EXERCISE | In the entries that follow, find the word "this" and report each line it is on.

%%

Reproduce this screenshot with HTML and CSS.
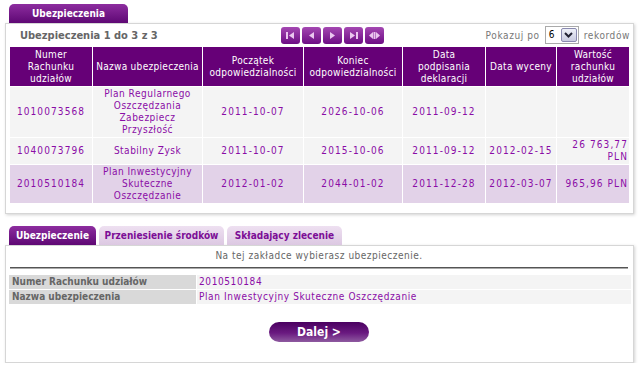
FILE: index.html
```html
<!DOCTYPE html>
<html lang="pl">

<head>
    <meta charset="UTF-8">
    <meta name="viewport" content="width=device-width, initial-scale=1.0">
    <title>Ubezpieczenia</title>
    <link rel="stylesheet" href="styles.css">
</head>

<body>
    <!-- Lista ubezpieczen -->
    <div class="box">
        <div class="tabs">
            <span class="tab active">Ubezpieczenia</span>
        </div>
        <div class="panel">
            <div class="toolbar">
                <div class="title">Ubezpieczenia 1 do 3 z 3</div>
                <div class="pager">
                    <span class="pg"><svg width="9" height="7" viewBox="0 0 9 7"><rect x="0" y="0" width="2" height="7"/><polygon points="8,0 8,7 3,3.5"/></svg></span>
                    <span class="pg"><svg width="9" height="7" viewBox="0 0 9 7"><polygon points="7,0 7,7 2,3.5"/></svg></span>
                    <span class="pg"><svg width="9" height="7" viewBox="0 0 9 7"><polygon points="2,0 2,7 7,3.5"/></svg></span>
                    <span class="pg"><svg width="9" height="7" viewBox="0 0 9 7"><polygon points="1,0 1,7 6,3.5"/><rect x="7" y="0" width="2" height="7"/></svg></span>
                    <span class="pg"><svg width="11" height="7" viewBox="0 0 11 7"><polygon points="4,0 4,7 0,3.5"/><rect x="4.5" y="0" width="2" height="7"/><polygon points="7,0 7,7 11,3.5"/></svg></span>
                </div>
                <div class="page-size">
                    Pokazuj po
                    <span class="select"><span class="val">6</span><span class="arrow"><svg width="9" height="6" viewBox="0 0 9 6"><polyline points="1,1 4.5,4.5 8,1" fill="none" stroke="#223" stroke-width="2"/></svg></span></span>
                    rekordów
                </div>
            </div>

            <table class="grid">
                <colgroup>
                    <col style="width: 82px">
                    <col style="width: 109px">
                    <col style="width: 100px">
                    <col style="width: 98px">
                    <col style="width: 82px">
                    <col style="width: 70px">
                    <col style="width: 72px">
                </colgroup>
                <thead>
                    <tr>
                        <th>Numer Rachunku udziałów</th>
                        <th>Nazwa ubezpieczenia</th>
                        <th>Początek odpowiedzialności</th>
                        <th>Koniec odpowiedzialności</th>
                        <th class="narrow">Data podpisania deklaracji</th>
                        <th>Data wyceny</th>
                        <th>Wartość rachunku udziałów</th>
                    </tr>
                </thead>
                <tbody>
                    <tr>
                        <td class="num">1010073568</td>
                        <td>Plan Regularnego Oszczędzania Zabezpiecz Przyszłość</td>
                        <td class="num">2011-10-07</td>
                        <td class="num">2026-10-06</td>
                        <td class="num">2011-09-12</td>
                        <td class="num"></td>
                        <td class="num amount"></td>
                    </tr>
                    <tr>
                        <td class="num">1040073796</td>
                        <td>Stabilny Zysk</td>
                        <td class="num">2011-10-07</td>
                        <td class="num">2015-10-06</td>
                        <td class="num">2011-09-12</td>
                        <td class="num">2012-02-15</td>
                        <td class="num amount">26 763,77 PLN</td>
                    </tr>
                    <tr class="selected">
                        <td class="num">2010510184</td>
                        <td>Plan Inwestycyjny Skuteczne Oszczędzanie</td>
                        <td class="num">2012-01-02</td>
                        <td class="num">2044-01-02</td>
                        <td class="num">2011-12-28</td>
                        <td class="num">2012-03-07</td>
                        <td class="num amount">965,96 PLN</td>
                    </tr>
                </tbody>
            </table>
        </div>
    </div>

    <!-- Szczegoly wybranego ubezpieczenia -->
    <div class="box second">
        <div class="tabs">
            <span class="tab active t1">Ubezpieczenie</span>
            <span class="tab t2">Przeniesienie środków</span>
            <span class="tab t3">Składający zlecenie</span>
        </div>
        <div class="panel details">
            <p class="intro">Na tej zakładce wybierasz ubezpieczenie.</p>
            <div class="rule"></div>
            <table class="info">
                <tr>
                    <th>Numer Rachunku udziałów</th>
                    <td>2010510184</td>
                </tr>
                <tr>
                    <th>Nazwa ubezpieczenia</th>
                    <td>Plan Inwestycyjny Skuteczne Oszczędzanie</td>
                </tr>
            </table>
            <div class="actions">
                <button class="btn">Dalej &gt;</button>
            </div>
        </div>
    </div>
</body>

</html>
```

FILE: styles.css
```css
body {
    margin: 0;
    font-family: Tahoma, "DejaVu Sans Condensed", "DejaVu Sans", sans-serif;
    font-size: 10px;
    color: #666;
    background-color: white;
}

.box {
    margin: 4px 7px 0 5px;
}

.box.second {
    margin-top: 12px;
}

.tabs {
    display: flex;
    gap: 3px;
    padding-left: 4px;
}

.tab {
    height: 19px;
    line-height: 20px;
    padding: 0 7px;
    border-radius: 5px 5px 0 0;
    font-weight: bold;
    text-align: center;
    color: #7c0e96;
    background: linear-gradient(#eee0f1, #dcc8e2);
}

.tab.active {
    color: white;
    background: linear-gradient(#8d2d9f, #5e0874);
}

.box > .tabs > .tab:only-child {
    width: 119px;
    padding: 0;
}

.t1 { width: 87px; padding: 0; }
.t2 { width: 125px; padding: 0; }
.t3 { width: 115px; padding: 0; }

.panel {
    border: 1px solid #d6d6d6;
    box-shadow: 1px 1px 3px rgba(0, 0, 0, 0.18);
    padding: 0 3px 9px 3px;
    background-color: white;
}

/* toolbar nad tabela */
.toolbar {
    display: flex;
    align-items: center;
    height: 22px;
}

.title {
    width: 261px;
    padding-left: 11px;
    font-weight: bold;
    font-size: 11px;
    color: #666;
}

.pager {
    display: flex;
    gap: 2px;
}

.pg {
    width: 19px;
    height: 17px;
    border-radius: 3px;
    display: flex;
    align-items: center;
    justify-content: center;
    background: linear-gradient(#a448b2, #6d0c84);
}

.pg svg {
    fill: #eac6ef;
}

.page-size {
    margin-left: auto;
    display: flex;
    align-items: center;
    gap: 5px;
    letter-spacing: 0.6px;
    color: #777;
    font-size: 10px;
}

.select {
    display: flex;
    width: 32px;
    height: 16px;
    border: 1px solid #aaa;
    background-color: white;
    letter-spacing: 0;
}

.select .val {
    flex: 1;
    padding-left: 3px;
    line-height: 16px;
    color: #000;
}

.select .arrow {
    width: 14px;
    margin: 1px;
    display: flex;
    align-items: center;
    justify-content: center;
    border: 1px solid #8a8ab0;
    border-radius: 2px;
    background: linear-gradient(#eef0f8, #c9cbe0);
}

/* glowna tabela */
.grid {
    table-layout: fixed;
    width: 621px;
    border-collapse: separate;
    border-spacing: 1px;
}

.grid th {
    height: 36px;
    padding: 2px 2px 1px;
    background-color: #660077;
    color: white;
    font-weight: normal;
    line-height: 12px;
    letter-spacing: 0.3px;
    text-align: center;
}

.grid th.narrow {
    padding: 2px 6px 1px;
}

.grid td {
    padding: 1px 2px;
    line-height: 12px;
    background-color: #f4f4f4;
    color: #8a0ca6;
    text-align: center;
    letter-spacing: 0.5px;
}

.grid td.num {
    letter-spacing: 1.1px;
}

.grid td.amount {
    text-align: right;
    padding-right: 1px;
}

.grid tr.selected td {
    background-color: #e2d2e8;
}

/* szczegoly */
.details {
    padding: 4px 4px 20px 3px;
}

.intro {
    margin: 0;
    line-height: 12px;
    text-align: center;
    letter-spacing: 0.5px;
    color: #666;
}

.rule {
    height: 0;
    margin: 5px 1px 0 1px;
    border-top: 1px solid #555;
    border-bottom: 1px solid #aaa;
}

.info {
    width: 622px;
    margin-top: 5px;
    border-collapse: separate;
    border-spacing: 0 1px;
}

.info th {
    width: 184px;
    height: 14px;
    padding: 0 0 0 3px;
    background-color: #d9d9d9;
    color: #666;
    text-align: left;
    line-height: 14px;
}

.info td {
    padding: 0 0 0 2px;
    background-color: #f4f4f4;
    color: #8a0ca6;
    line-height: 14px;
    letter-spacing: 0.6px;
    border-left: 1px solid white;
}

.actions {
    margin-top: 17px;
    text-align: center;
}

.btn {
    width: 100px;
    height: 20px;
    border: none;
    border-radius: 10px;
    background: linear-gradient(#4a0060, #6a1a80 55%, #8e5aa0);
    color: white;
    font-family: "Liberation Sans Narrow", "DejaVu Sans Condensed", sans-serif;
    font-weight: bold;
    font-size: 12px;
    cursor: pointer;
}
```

%%
%%

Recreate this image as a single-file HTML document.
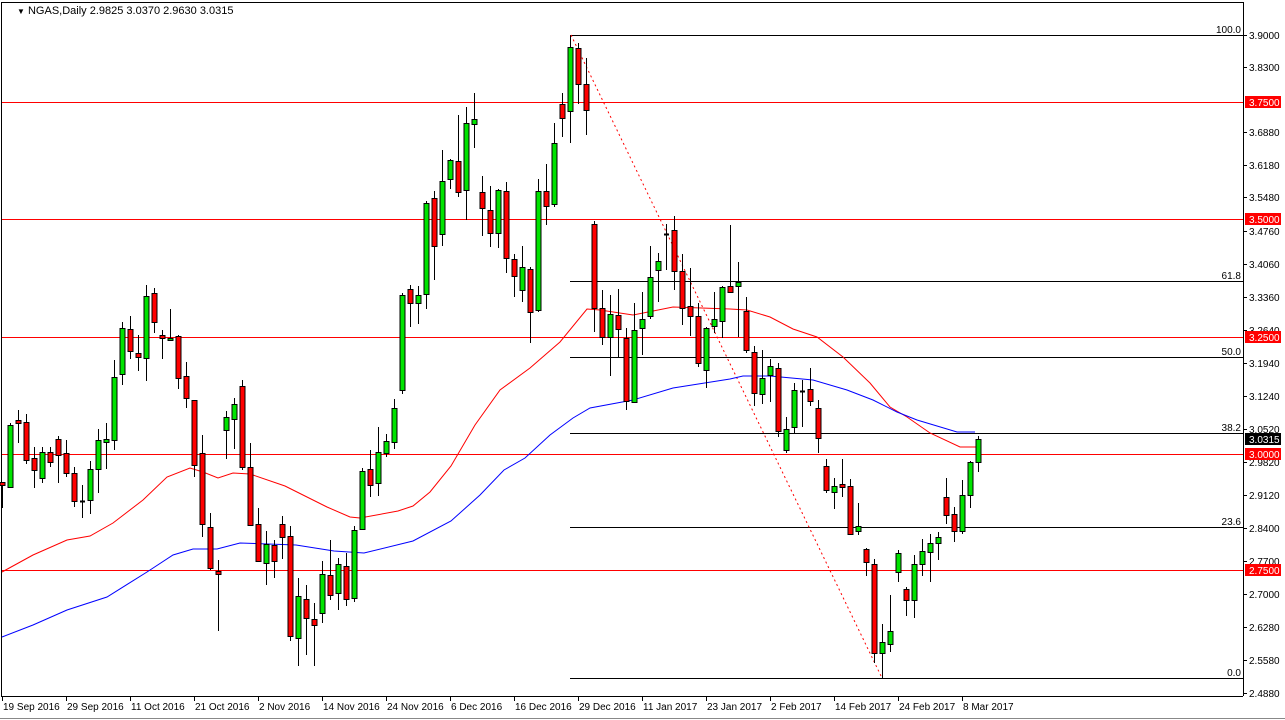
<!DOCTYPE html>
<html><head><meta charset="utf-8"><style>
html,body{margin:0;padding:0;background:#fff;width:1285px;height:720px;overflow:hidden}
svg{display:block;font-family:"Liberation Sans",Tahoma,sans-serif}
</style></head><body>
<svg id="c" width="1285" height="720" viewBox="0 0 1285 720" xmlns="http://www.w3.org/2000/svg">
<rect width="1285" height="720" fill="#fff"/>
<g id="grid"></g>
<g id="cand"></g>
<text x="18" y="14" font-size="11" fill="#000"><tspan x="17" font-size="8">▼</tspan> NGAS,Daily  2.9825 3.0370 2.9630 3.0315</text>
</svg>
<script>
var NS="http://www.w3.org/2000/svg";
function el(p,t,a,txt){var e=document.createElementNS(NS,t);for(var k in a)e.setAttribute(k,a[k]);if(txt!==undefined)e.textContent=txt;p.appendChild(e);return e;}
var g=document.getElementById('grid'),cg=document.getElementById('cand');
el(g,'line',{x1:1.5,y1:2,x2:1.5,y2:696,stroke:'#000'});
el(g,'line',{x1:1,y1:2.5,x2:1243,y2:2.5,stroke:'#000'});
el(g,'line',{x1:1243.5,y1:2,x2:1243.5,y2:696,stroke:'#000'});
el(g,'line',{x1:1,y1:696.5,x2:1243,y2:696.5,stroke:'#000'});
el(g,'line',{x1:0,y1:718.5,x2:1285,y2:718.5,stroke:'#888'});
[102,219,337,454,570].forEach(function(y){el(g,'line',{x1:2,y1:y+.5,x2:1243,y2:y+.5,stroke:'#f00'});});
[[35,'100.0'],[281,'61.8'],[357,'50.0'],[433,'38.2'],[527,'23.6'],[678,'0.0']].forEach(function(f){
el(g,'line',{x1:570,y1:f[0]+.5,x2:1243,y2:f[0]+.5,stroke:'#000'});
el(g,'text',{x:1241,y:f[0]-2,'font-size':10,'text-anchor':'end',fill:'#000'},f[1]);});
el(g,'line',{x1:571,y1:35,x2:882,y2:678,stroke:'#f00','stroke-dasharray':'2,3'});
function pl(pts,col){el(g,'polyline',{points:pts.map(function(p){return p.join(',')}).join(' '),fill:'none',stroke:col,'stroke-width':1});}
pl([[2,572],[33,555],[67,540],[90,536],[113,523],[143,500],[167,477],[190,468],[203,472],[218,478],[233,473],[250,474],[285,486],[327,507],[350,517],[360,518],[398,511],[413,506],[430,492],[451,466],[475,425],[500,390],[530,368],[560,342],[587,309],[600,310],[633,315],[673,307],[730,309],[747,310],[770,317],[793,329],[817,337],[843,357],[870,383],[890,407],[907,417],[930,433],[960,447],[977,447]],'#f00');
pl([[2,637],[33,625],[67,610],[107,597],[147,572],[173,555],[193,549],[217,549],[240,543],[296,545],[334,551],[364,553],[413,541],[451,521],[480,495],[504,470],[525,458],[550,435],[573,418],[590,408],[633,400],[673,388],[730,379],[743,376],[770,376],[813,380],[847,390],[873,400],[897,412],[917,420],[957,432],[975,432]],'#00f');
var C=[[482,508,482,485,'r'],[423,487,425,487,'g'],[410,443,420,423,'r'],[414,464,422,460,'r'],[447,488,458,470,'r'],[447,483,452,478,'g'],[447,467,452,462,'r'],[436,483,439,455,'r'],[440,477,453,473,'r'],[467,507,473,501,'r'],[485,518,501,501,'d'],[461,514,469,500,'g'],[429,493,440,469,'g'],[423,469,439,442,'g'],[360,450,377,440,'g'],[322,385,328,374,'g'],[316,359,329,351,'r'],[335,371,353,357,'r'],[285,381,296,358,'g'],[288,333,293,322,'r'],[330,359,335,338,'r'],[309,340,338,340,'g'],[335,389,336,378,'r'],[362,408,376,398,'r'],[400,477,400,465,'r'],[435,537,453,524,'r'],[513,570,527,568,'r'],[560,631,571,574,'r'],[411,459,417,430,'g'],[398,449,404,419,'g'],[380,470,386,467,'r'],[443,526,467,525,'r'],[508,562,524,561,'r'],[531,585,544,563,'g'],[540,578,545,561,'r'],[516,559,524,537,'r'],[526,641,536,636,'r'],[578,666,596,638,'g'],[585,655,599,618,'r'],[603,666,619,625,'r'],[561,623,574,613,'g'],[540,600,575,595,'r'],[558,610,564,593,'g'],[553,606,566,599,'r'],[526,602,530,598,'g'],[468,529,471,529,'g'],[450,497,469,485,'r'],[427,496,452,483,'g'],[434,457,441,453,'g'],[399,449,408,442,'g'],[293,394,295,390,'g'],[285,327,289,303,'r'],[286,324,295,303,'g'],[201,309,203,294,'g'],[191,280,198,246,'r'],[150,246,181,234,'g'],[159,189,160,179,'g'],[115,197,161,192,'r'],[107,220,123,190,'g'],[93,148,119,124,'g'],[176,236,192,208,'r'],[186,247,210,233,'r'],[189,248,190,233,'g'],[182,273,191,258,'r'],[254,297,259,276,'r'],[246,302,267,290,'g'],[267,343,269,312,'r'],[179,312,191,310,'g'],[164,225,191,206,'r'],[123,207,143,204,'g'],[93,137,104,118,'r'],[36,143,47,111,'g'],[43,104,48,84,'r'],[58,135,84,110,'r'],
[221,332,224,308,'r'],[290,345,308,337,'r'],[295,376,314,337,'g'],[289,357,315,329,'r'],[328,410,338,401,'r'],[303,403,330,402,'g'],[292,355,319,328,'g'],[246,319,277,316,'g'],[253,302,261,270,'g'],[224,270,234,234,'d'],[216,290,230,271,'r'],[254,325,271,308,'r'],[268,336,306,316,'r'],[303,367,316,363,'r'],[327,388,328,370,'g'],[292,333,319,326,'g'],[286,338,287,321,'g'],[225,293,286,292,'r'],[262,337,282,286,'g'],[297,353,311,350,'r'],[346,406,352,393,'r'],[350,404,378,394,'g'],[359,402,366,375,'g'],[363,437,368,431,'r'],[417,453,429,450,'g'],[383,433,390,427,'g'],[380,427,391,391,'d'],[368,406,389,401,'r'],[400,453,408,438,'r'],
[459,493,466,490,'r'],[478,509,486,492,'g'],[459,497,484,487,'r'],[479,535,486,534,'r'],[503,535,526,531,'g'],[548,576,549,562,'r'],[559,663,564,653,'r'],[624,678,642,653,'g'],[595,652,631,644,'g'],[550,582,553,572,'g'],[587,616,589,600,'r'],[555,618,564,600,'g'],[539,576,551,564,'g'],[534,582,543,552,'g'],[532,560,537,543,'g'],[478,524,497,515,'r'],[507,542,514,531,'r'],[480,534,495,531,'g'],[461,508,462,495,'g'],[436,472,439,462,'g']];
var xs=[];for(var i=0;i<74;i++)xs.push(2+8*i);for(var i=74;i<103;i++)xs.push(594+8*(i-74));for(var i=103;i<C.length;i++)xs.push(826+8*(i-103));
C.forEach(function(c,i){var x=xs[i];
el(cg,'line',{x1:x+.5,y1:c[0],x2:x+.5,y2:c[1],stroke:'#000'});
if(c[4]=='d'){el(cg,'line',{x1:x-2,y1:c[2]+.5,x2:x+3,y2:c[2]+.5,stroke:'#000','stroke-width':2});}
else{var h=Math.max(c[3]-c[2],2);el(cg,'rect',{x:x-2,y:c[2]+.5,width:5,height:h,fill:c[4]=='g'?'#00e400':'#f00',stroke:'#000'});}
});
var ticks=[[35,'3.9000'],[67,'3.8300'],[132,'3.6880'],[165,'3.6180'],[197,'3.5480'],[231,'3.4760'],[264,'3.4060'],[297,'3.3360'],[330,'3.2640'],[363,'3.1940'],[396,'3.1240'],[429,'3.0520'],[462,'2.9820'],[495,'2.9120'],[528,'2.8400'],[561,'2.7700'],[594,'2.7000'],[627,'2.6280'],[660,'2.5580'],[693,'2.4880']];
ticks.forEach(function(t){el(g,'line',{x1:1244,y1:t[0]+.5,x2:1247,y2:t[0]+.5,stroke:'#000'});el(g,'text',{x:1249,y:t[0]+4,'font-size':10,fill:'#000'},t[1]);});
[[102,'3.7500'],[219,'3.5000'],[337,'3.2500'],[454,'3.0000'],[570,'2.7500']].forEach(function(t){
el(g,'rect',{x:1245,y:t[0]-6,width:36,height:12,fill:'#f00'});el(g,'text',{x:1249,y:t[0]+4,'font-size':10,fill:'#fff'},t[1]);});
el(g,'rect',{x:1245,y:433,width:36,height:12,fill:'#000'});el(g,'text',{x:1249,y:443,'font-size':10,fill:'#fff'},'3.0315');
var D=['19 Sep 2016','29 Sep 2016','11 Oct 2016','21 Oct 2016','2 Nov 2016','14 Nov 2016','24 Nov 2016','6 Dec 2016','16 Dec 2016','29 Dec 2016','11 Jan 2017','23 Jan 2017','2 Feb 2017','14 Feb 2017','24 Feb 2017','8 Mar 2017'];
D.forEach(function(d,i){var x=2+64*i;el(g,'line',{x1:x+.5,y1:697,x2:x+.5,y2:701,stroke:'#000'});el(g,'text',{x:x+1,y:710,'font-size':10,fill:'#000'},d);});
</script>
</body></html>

%%

THE OUTPUT |
Reproduce this screenshot with HTML and CSS.
Recreate this image as a single-file HTML document.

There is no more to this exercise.